** BEGIN Data segment **
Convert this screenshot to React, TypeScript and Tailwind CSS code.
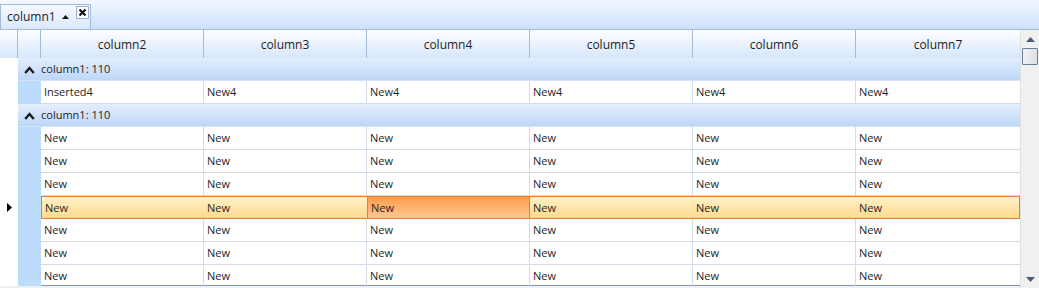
import React from "react";

const cols = ["column2", "column3", "column4", "column5", "column6", "column7"];
const colW = "grid-cols-[18px_23px_163px_163px_163px_163px_163px_164px]";

function Caret() {
  return (
    <svg width="11" height="8" viewBox="0 0 11 8" className="block">
      <path d="M1.2 7 L5.5 2 L9.8 7" fill="none" stroke="#1a1a1a" strokeWidth="2.4" />
    </svg>
  );
}

function GroupRow() {
  return (
    <div className={`grid ${colW} h-[23px]`}>
      <div className="bg-white" />
      <div className="col-span-7 flex items-center pt-[1px] bg-gradient-to-b from-[#e4eefc] to-[#bdd7f8] border-b border-[#d5e3f5]">
        <div className="w-[23px] flex justify-center">
          <Caret />
        </div>
        <span className="text-[11px] text-[#1e1e1e]">column1: 110</span>
      </div>
    </div>
  );
}

function DataRow({ first, rest, selected, last }: { first: string; rest: string; selected?: boolean; last?: boolean }) {
  const h = last ? "h-[21px] pt-[3px]" : "h-[23px] pt-[1px]";
  return (
    <div className={`grid ${colW} ${last ? "h-[21px]" : "h-[23px]"}`}>
      <div className="bg-white flex items-center justify-center">
        {selected && (
          <svg width="5" height="9" viewBox="0 0 5 9">
            <path d="M0 0 L5 4.5 L0 9 Z" fill="#000" />
          </svg>
        )}
      </div>
      <div className="bg-[#bcdcfc]" />
      {cols.map((c, i) => {
        const text = i === 0 ? first : rest;
        if (selected) {
          const cur = i === 2;
          return (
            <div
              key={c}
              className={`flex items-center pl-[3px] pt-[1px] text-[11px] text-[#1e1e1e] border-y border-[#e0803a] ${i === 0 ? "border-l" : ""} ${i === 5 ? "border-r" : ""} ${cur ? "bg-gradient-to-b from-[#fd9b48] to-[#ffc792] border-x border-[#e0803a]" : "bg-gradient-to-b from-[#fff1c6] to-[#fdd98e]"}`}
            >
              {text}
            </div>
          );
        }
        return (
          <div
            key={c}
            className={`flex items-center pl-[3px] ${h} text-[11px] text-[#1e1e1e] bg-white border-b ${last ? "border-[#7d96b9]" : "border-[#d3dbe8]"} ${i < 5 ? "border-r border-r-[#d3dbe8]" : ""}`}
          >
            {text}
          </div>
        );
      })}
    </div>
  );
}

export default function App() {
  return (
    <div className="w-[1039px] h-[288px] overflow-hidden bg-white flex flex-col" style={{ fontFamily: '"Open Sans", "Liberation Sans", sans-serif' }}>
      {/* group-by panel */}
      <div className="h-[30px] shrink-0 bg-gradient-to-b from-[#f3f8ff] to-[#cde0fb] flex items-end border-b border-[#a3bbd8]">
        <div className="h-[25px] w-[91px] border border-b-0 border-[#a3bbd8] bg-gradient-to-b from-[#f6f9fe] to-[#dae8fc] flex items-start">
          <div className="flex items-center h-[24px] pl-[6px] text-[12px] text-[#1e1e1e]">
            column1
            <svg width="7" height="4" viewBox="0 0 7 4" className="ml-[6px]">
              <path d="M0 4 L3.5 0 L7 4 Z" fill="#111" />
            </svg>
          </div>
          <div className="ml-auto mr-[1px] mt-[1px] w-[13px] h-[13px] border border-[#9bb0cc] bg-white flex items-center justify-center">
            <svg width="9" height="9" viewBox="0 0 9 9">
              <path d="M1.5 1.5 L7.5 7.5 M7.5 1.5 L1.5 7.5" stroke="#111" strokeWidth="2.2" />
            </svg>
          </div>
        </div>
      </div>

      <div className="flex flex-1 min-h-0">
        <div className="w-[1020px] flex flex-col">
          {/* header */}
          <div className={`grid ${colW} h-[28px] shrink-0 bg-gradient-to-b from-[#fdfeff] via-[#eaf2fe] to-[#d6e6fc]`}>
            <div className="border-r border-[#a3bbd8]" />
            <div className="border-r border-[#a3bbd8]" />
            {cols.map((c, i) => (
              <div key={c} className={`flex items-center justify-center pt-[2px] text-[12px] text-[#1e1e1e] ${i < 5 ? "border-r border-[#a3bbd8]" : ""}`}>
                {c}
              </div>
            ))}
          </div>
          <GroupRow />
          <DataRow first="Inserted4" rest="New4" />
          <GroupRow />
          <DataRow first="New" rest="New" />
          <DataRow first="New" rest="New" />
          <DataRow first="New" rest="New" />
          <DataRow first="New" rest="New" selected />
          <DataRow first="New" rest="New" />
          <DataRow first="New" rest="New" />
          <DataRow first="New" rest="New" last />
          <div className="flex-1 bg-[#f0f0f0]" />
        </div>

        {/* vertical scrollbar */}
        <div className="w-[19px] bg-[#f0f0f0] border-l border-[#e2e2e2] flex flex-col items-center">
          <div className="h-[18px] flex items-center justify-center">
            <svg width="9" height="5" viewBox="0 0 9 5">
              <path d="M0 5 L4.5 0 L9 5 Z" fill="#4d5d78" />
            </svg>
          </div>
          <div className="w-[16px] h-[17px] border border-[#6a7ea0] rounded-[1px] bg-gradient-to-r from-[#f2f2f2] via-[#e6e8ec] to-[#dde1e6]" />
          <div className="flex-1" />
          <div className="h-[18px] flex items-center justify-center">
            <svg width="9" height="5" viewBox="0 0 9 5">
              <path d="M0 0 L4.5 5 L9 0 Z" fill="#4d5d78" />
            </svg>
          </div>
        </div>
      </div>
    </div>
  );
}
** END Data segment **
> **What is needed**
Write out the full set of lines verbatim, without the pictures.

> **Correct answer**
Convert this screenshot to React, TypeScript and Tailwind CSS code.
import React from "react";

const cols = ["column2", "column3", "column4", "column5", "column6", "column7"];
const colW = "grid-cols-[18px_23px_163px_163px_163px_163px_163px_164px]";

function Caret() {
  return (
    <svg width="11" height="8" viewBox="0 0 11 8" className="block">
      <path d="M1.2 7 L5.5 2 L9.8 7" fill="none" stroke="#1a1a1a" strokeWidth="2.4" />
    </svg>
  );
}

function GroupRow() {
  return (
    <div className={`grid ${colW} h-[23px]`}>
      <div className="bg-white" />
      <div className="col-span-7 flex items-center pt-[1px] bg-gradient-to-b from-[#e4eefc] to-[#bdd7f8] border-b border-[#d5e3f5]">
        <div className="w-[23px] flex justify-center">
          <Caret />
        </div>
        <span className="text-[11px] text-[#1e1e1e]">column1: 110</span>
      </div>
    </div>
  );
}

function DataRow({ first, rest, selected, last }: { first: string; rest: string; selected?: boolean; last?: boolean }) {
  const h = last ? "h-[21px] pt-[3px]" : "h-[23px] pt-[1px]";
  return (
    <div className={`grid ${colW} ${last ? "h-[21px]" : "h-[23px]"}`}>
      <div className="bg-white flex items-center justify-center">
        {selected && (
          <svg width="5" height="9" viewBox="0 0 5 9">
            <path d="M0 0 L5 4.5 L0 9 Z" fill="#000" />
          </svg>
        )}
      </div>
      <div className="bg-[#bcdcfc]" />
      {cols.map((c, i) => {
        const text = i === 0 ? first : rest;
        if (selected) {
          const cur = i === 2;
          return (
            <div
              key={c}
              className={`flex items-center pl-[3px] pt-[1px] text-[11px] text-[#1e1e1e] border-y border-[#e0803a] ${i === 0 ? "border-l" : ""} ${i === 5 ? "border-r" : ""} ${cur ? "bg-gradient-to-b from-[#fd9b48] to-[#ffc792] border-x border-[#e0803a]" : "bg-gradient-to-b from-[#fff1c6] to-[#fdd98e]"}`}
            >
              {text}
            </div>
          );
        }
        return (
          <div
            key={c}
            className={`flex items-center pl-[3px] ${h} text-[11px] text-[#1e1e1e] bg-white border-b ${last ? "border-[#7d96b9]" : "border-[#d3dbe8]"} ${i < 5 ? "border-r border-r-[#d3dbe8]" : ""}`}
          >
            {text}
          </div>
        );
      })}
    </div>
  );
}

export default function App() {
  return (
    <div className="w-[1039px] h-[288px] overflow-hidden bg-white flex flex-col" style={{ fontFamily: '"Open Sans", "Liberation Sans", sans-serif' }}>
      {/* group-by panel */}
      <div className="h-[30px] shrink-0 bg-gradient-to-b from-[#f3f8ff] to-[#cde0fb] flex items-end border-b border-[#a3bbd8]">
        <div className="h-[25px] w-[91px] border border-b-0 border-[#a3bbd8] bg-gradient-to-b from-[#f6f9fe] to-[#dae8fc] flex items-start">
          <div className="flex items-center h-[24px] pl-[6px] text-[12px] text-[#1e1e1e]">
            column1
            <svg width="7" height="4" viewBox="0 0 7 4" className="ml-[6px]">
              <path d="M0 4 L3.5 0 L7 4 Z" fill="#111" />
            </svg>
          </div>
          <div className="ml-auto mr-[1px] mt-[1px] w-[13px] h-[13px] border border-[#9bb0cc] bg-white flex items-center justify-center">
            <svg width="9" height="9" viewBox="0 0 9 9">
              <path d="M1.5 1.5 L7.5 7.5 M7.5 1.5 L1.5 7.5" stroke="#111" strokeWidth="2.2" />
            </svg>
          </div>
        </div>
      </div>

      <div className="flex flex-1 min-h-0">
        <div className="w-[1020px] flex flex-col">
          {/* header */}
          <div className={`grid ${colW} h-[28px] shrink-0 bg-gradient-to-b from-[#fdfeff] via-[#eaf2fe] to-[#d6e6fc]`}>
            <div className="border-r border-[#a3bbd8]" />
            <div className="border-r border-[#a3bbd8]" />
            {cols.map((c, i) => (
              <div key={c} className={`flex items-center justify-center pt-[2px] text-[12px] text-[#1e1e1e] ${i < 5 ? "border-r border-[#a3bbd8]" : ""}`}>
                {c}
              </div>
            ))}
          </div>
          <GroupRow />
          <DataRow first="Inserted4" rest="New4" />
          <GroupRow />
          <DataRow first="New" rest="New" />
          <DataRow first="New" rest="New" />
          <DataRow first="New" rest="New" />
          <DataRow first="New" rest="New" selected />
          <DataRow first="New" rest="New" />
          <DataRow first="New" rest="New" />
          <DataRow first="New" rest="New" last />
          <div className="flex-1 bg-[#f0f0f0]" />
        </div>

        {/* vertical scrollbar */}
        <div className="w-[19px] bg-[#f0f0f0] border-l border-[#e2e2e2] flex flex-col items-center">
          <div className="h-[18px] flex items-center justify-center">
            <svg width="9" height="5" viewBox="0 0 9 5">
              <path d="M0 5 L4.5 0 L9 5 Z" fill="#4d5d78" />
            </svg>
          </div>
          <div className="w-[16px] h-[17px] border border-[#6a7ea0] rounded-[1px] bg-gradient-to-r from-[#f2f2f2] via-[#e6e8ec] to-[#dde1e6]" />
          <div className="flex-1" />
          <div className="h-[18px] flex items-center justify-center">
            <svg width="9" height="5" viewBox="0 0 9 5">
              <path d="M0 0 L4.5 5 L9 0 Z" fill="#4d5d78" />
            </svg>
          </div>
        </div>
      </div>
    </div>
  );
}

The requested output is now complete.